* _Data_:
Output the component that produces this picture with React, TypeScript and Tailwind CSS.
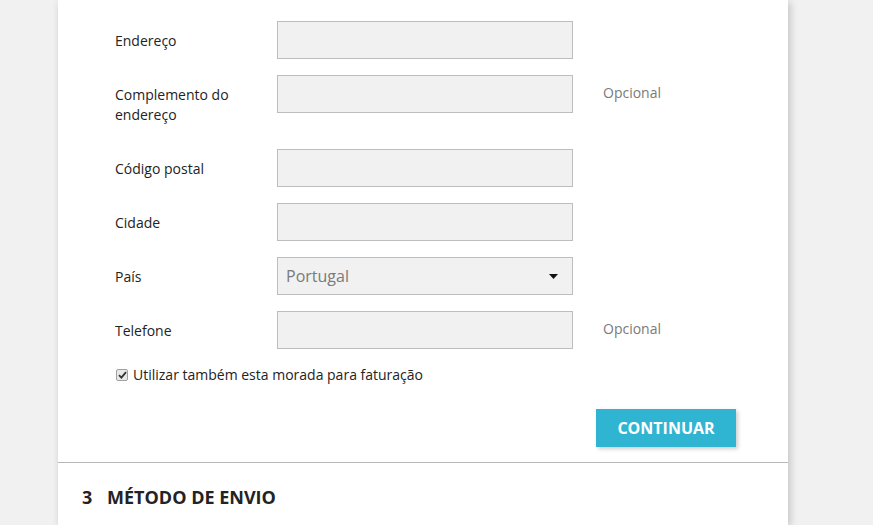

--

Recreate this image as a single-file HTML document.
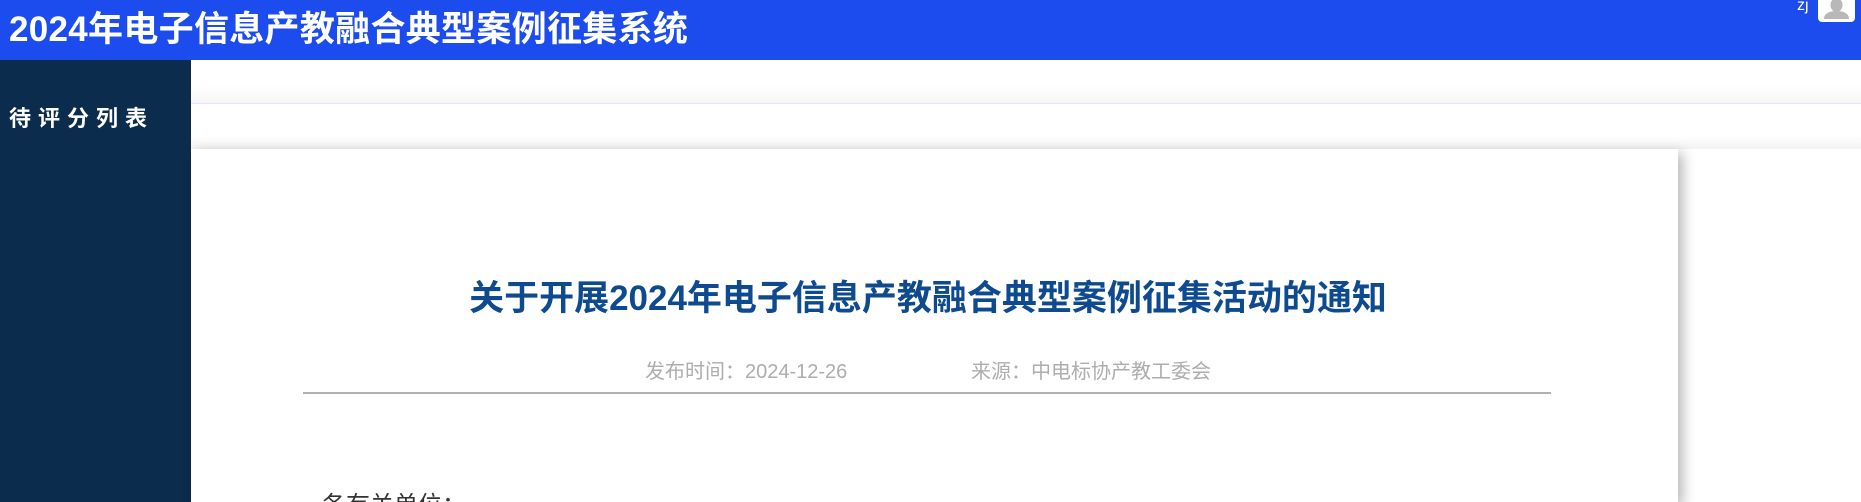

* * *

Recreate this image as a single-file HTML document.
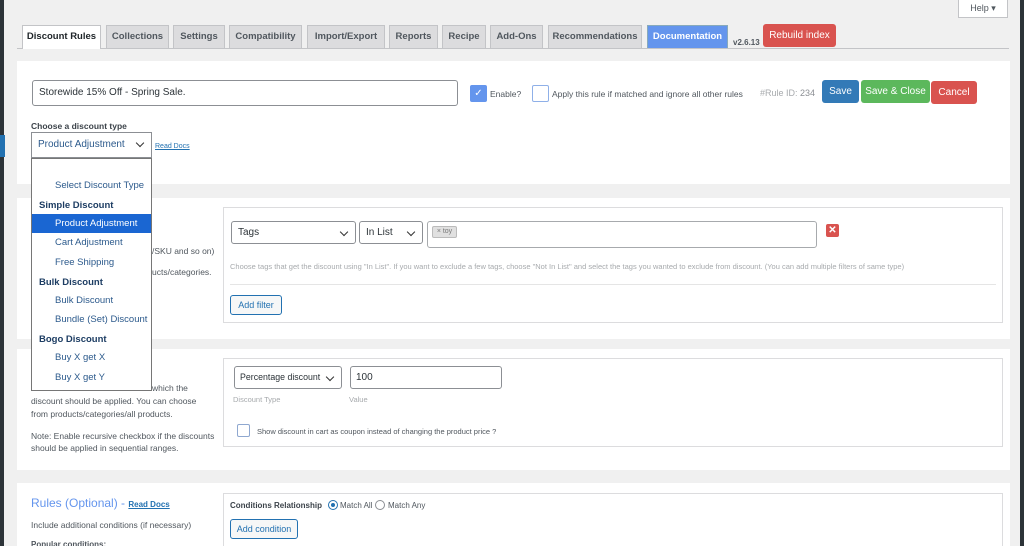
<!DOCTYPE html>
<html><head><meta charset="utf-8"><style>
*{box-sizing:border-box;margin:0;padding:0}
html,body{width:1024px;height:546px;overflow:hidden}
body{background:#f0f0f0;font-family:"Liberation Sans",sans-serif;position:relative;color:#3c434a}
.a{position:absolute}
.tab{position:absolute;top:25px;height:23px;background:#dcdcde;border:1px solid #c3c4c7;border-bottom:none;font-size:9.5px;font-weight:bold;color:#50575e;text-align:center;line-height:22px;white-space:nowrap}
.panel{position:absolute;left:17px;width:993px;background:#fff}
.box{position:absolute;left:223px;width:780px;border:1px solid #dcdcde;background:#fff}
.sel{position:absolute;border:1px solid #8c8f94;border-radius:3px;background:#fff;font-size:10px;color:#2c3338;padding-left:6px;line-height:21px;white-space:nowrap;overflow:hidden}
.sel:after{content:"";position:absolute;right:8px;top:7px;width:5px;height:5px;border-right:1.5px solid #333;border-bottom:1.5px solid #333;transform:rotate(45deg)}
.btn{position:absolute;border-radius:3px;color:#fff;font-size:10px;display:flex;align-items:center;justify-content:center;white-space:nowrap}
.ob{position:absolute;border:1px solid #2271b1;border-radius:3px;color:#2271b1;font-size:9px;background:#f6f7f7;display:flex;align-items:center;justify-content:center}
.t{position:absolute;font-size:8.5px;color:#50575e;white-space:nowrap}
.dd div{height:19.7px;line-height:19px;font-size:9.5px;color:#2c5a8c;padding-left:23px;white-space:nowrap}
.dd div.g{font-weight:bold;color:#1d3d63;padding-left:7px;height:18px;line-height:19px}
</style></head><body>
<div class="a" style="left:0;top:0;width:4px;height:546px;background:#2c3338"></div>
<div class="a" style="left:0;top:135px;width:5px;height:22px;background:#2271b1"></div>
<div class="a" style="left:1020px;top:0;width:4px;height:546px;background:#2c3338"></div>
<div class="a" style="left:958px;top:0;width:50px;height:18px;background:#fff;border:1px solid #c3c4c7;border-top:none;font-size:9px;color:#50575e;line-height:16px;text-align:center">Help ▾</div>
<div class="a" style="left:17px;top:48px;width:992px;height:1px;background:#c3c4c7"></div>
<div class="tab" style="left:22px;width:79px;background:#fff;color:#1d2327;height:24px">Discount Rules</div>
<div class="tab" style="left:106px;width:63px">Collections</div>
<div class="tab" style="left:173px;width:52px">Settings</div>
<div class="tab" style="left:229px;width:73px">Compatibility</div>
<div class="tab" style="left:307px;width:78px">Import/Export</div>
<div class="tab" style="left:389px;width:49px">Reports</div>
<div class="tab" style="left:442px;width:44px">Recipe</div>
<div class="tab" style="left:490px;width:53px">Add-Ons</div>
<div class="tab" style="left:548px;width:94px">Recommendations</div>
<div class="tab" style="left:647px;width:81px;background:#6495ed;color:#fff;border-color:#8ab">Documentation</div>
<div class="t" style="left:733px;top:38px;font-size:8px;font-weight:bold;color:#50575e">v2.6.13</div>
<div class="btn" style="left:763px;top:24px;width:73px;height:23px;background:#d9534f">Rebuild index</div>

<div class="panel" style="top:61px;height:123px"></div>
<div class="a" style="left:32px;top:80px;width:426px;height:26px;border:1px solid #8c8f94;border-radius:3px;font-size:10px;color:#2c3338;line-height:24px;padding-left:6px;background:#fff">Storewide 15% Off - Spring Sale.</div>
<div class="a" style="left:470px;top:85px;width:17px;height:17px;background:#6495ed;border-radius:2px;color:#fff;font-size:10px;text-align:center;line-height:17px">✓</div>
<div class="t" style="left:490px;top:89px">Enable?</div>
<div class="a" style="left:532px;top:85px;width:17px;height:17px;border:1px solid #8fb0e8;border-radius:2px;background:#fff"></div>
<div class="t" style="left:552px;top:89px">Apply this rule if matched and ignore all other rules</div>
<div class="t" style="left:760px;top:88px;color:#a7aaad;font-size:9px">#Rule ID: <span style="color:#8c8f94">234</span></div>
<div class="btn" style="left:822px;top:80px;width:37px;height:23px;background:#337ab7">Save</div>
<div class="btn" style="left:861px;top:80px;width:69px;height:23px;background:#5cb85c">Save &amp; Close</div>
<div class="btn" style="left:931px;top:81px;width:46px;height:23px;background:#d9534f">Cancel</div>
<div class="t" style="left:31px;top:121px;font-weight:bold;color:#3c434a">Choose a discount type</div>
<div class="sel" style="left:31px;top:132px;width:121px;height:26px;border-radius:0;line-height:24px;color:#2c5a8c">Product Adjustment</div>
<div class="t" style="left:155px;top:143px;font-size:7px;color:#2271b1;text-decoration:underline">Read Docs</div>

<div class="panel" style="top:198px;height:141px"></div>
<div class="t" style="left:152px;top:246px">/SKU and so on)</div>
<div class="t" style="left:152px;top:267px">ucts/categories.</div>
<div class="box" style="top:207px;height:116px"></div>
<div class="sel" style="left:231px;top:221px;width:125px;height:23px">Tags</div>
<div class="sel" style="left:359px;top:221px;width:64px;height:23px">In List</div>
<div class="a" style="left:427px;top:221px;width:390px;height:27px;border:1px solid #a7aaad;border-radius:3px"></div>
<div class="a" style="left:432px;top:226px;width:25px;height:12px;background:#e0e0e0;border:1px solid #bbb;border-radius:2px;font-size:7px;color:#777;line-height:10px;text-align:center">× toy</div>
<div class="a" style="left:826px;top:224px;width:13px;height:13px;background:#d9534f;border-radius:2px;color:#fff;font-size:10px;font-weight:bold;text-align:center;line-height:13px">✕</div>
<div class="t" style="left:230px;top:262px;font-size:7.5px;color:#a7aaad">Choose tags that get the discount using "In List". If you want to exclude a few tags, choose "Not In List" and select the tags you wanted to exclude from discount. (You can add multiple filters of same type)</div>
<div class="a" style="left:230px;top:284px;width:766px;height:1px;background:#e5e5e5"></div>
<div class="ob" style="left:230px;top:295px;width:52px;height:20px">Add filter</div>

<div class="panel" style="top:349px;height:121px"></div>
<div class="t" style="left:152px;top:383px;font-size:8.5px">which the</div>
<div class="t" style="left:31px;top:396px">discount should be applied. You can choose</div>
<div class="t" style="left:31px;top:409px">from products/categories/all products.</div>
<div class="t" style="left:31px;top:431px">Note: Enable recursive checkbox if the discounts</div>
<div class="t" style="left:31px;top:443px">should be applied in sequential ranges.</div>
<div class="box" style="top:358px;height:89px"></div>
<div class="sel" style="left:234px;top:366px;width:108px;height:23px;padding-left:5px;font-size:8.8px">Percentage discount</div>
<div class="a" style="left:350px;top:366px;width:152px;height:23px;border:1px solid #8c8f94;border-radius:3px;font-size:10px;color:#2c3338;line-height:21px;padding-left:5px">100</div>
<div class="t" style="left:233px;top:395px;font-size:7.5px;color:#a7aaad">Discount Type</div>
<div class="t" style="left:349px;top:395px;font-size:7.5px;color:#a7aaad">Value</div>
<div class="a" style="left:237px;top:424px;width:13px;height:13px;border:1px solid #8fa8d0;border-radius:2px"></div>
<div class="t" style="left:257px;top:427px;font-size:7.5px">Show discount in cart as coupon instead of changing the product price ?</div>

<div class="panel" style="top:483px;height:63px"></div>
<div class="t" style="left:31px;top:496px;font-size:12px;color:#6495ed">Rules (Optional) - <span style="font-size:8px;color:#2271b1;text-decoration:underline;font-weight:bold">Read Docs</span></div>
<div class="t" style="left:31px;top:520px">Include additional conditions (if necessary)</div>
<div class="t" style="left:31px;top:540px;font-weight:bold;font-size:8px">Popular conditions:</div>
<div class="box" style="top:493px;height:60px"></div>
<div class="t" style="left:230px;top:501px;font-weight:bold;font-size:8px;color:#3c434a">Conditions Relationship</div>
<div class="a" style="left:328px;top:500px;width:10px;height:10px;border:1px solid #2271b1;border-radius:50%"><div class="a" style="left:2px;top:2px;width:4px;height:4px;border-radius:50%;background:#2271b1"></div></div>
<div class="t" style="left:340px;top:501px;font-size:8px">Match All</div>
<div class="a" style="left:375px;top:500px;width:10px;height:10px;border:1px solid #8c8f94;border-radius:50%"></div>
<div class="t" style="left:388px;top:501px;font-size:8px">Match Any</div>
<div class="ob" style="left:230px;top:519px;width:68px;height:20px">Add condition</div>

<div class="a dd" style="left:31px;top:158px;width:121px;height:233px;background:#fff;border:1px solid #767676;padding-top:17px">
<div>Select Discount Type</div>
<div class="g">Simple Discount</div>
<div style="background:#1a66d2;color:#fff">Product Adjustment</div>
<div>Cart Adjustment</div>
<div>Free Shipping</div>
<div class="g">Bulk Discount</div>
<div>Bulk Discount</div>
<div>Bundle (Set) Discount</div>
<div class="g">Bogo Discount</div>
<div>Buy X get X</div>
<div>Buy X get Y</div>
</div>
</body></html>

* _What to produce_:
Go through the records above, find every line with the word "that", and list those lines.

* _Response to this task_:
Output the component that produces this picture with React, TypeScript and Tailwind CSS.
<div class="t" style="left:230px;top:262px;font-size:7.5px;color:#a7aaad">Choose tags that get the discount using "In List". If you want to exclude a few tags, choose "Not In List" and select the tags you wanted to exclude from discount. (You can add multiple filters of same type)</div>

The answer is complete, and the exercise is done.